You know, maybe something really 'low' tech might work just as well. If a thin mylar sheet were tensily formed into a circular parabolic reflector, say 1km across with a focal length of say 20km--standing off from an asteroid, such a mirror would intercept:

1350 W/m^2 * pi*(500m)^2 = 1.060 GW of solar power at 1 a.u. from the sun.

If the overall optical efficiency was only 60% and could focus onto a spot say 50m across, the effective irradiance on that spot would be about:

0.60*1060MW/(pi*(25m)^2) = 0.324 MW/m^2  or about 240 suns. Going with a higher 'quality' optical system that allows spot size to shrink to 10m across would put the equivalent of 8.10 MW/m^2 or about 6000 suns on the spot.

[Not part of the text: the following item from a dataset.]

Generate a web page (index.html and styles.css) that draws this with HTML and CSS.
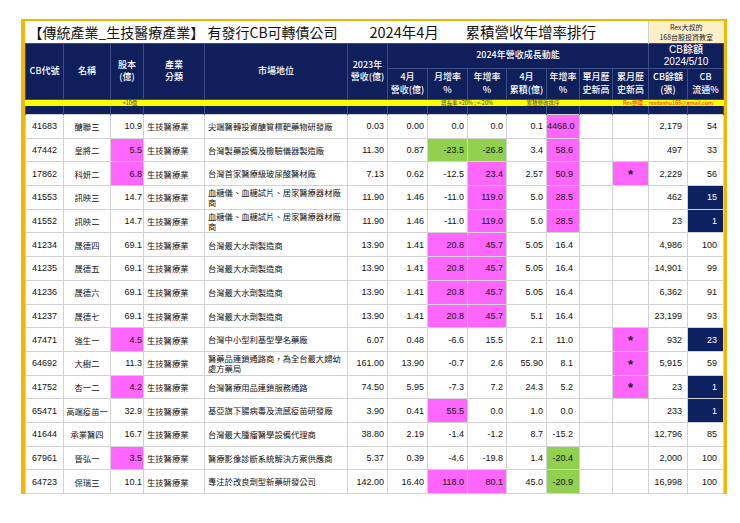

Knowing absolutely nothing else about the composition of the 'asteroid' I would have to say that even though this is formidable, I don't think it is enough to cause significant volatilization of the surface materials unless they were composed of ice, or were very rich in volatiles. 6000 suns sounds like enough to melt iron and silicates but you'd probably need closer to 50,000 suns worth of irradiance to get a good vapor jet going.

Just a hunch though...

I don't know optics very well but afaik you run into trouble when trying to focus sunlight very tightly, since the sun is not a point source. Something in the vein that the radiation density that the object sees when looking at the mirror can not be higher than that of the surface of the sun. That should enable pretty hot stuff anyway, especially if the mirror is close to the asteroid. Then the mirror fills a large portion of the object's sky and the density need not be high for high wattage.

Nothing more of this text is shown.